Saturday, October 25, 2025

Avoid Internet Scams

About a week ago I was scrolling through YouTube and saw an ad for an IQ test.  For fun, I took the test, but at the end I was told I would have ot pay $9 to receive my score.  No problem I fired up PayPal and paid the $9 -- or thought I had anyway.  The next day my PayPal account revealed that instead of taking the $9 the vendor had charged my account $29.90, and indicated that this would be a recurring monthly charge.  None of this was authorized by me and I complained to PayPal and they removed the recurring charge but would not remove the first charge of $29.90.   So much for the safety of using PayPal.

I tried to reach the vendor directly though their website, but the website would not allow any messages to themselves unless you were a registered user.  The company was in China, no surprise there.
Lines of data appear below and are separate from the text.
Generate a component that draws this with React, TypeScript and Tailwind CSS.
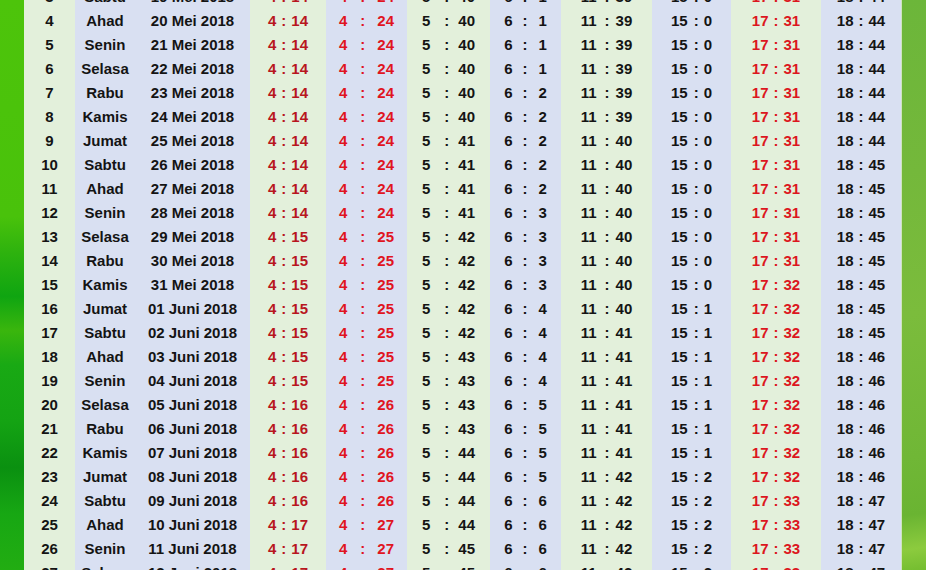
import * as React from "react"

// Jadwal imsakiyah: one row per day
type Row = {
  no: number
  day: string
  date: string
  times: [string, string][]
}

const raw: string[] = [
  "3|Sabtu|19 Mei 2018|4:14|4:24|5:40|6:1|11:39|15:0|17:31|18:44",
  "4|Ahad|20 Mei 2018|4:14|4:24|5:40|6:1|11:39|15:0|17:31|18:44",
  "5|Senin|21 Mei 2018|4:14|4:24|5:40|6:1|11:39|15:0|17:31|18:44",
  "6|Selasa|22 Mei 2018|4:14|4:24|5:40|6:1|11:39|15:0|17:31|18:44",
  "7|Rabu|23 Mei 2018|4:14|4:24|5:40|6:2|11:39|15:0|17:31|18:44",
  "8|Kamis|24 Mei 2018|4:14|4:24|5:40|6:2|11:39|15:0|17:31|18:44",
  "9|Jumat|25 Mei 2018|4:14|4:24|5:41|6:2|11:40|15:0|17:31|18:44",
  "10|Sabtu|26 Mei 2018|4:14|4:24|5:41|6:2|11:40|15:0|17:31|18:45",
  "11|Ahad|27 Mei 2018|4:14|4:24|5:41|6:2|11:40|15:0|17:31|18:45",
  "12|Senin|28 Mei 2018|4:14|4:24|5:41|6:3|11:40|15:0|17:31|18:45",
  "13|Selasa|29 Mei 2018|4:15|4:25|5:42|6:3|11:40|15:0|17:31|18:45",
  "14|Rabu|30 Mei 2018|4:15|4:25|5:42|6:3|11:40|15:0|17:31|18:45",
  "15|Kamis|31 Mei 2018|4:15|4:25|5:42|6:3|11:40|15:0|17:32|18:45",
  "16|Jumat|01 Juni 2018|4:15|4:25|5:42|6:4|11:40|15:1|17:32|18:45",
  "17|Sabtu|02 Juni 2018|4:15|4:25|5:42|6:4|11:41|15:1|17:32|18:45",
  "18|Ahad|03 Juni 2018|4:15|4:25|5:43|6:4|11:41|15:1|17:32|18:46",
  "19|Senin|04 Juni 2018|4:15|4:25|5:43|6:4|11:41|15:1|17:32|18:46",
  "20|Selasa|05 Juni 2018|4:16|4:26|5:43|6:5|11:41|15:1|17:32|18:46",
  "21|Rabu|06 Juni 2018|4:16|4:26|5:43|6:5|11:41|15:1|17:32|18:46",
  "22|Kamis|07 Juni 2018|4:16|4:26|5:44|6:5|11:41|15:1|17:32|18:46",
  "23|Jumat|08 Juni 2018|4:16|4:26|5:44|6:5|11:42|15:2|17:32|18:46",
  "24|Sabtu|09 Juni 2018|4:16|4:26|5:44|6:6|11:42|15:2|17:33|18:47",
  "25|Ahad|10 Juni 2018|4:17|4:27|5:44|6:6|11:42|15:2|17:33|18:47",
  "26|Senin|11 Juni 2018|4:17|4:27|5:45|6:6|11:42|15:2|17:33|18:47",
  "27|Selasa|12 Juni 2018|4:17|4:27|5:45|6:6|11:42|15:2|17:33|18:47",
]

const rows: Row[] = raw.map((line) => {
  const [no, day, date, ...t] = line.split("|")
  return {
    no: Number(no),
    day,
    date,
    times: t.map((s) => s.split(":") as [string, string]),
  }
})

const GREEN = "bg-[#e3f0db]"
const BLUE = "bg-[#d9e0f2]"

// per time column: width, background, text colour, spacing around the colon
const timeCols = [
  { w: "w-[76px]", bg: GREEN, color: "text-[#b8161e]", colon: "mx-[5px]" },
  { w: "w-[81px]", bg: BLUE, color: "text-[#e0141f]", colon: "ml-[13px] mr-[12px]" },
  { w: "w-[83px]", bg: GREEN, color: "text-[#141414]", colon: "ml-[14px] mr-[9px]" },
  { w: "w-[71px]", bg: BLUE, color: "text-[#141414]", colon: "ml-[10px] mr-[11px]" },
  { w: "w-[91px]", bg: GREEN, color: "text-[#141414]", colon: "ml-[8px] mr-[6px]" },
  { w: "w-[79px]", bg: BLUE, color: "text-[#141414]", colon: "ml-[6px] mr-[5px]" },
  { w: "w-[90px]", bg: GREEN, color: "text-[#dc1620]", colon: "mx-[5px]" },
  { w: "w-[80px]", bg: BLUE, color: "text-[#141414]", colon: "mx-[5px]" },
]

function Cell({ className, children }: { className: string; children: React.ReactNode }) {
  return (
    <div className={`flex h-[24px] shrink-0 items-center justify-center leading-none ${className}`}>
      {children}
    </div>
  )
}

export default function App() {
  return (
    <div
      className="flex h-[570px] w-[926px] overflow-hidden"
      style={{ fontFamily: '"Liberation Sans", Arial, sans-serif' }}
    >
      <div className="w-[24px] shrink-0 bg-[linear-gradient(180deg,#4dc40b_0%,#49c20b_38%,#2fb30e_44%,#0fa511_52%,#3ab60d_58%,#19a914_64%,#14a313_74%,#0a9010_82%,#17a713_90%,#22ad12_100%)]" />

      <div className="-mt-[16px] flex flex-col text-[15px] font-bold text-[#141414]">
        {rows.map((r) => (
          <div key={r.no} className="flex">
            <Cell className={`w-[51px] ${GREEN}`}>{r.no}</Cell>
            <Cell className={`w-[60px] ${BLUE}`}>{r.day}</Cell>
            <Cell className={`w-[115px] ${BLUE}`}>{r.date}</Cell>
            {r.times.map(([h, m], i) => {
              const c = timeCols[i]
              return (
                <Cell key={i} className={`${c.w} ${c.bg} ${c.color}`}>
                  <span>{h}</span>
                  <span className={c.colon}>:</span>
                  <span>{m}</span>
                </Cell>
              )
            })}
          </div>
        ))}
      </div>

      <div className="flex-1 border-l border-[#cfe3c0] bg-[linear-gradient(172deg,#6cb63a_0%,#74b83b_30%,#7bbc3c_55%,#70b736_80%,#6ab432_90%,#8ccb3e_96%,#74bd30_100%)]" />
    </div>
  )
}
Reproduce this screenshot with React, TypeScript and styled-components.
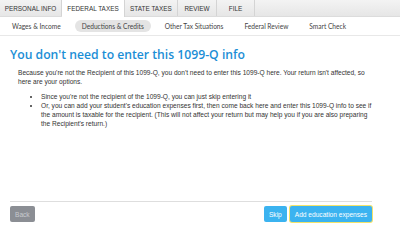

A few days before this episode I had ordered a glucose monitoring device from a Chines company for $25.  However, they charged my PayPal account $65 instead and also put me on a recurring charge, unauthorized by me.  I got PayPal to reverse the recurring charge and got the excess chare refunded.  There is a lesson to be learned from this:  if you order something through PayPal, unscrupulous vendors will have access to you PayPal account and will rob you blind with charges you never authorized.  I doubt that I will ever receive the device I did order and paid 25 for.

Here are my suggestions to avoid getting ripped off by unscrupulous vendors:

1. Never directly order anything advertised on YouTube.  Instead, check Amazon.com to see if you can order though them.  Amazon is honest and fair, and you can return anything you ordered with no hassle and no questions asked, and receive a refund.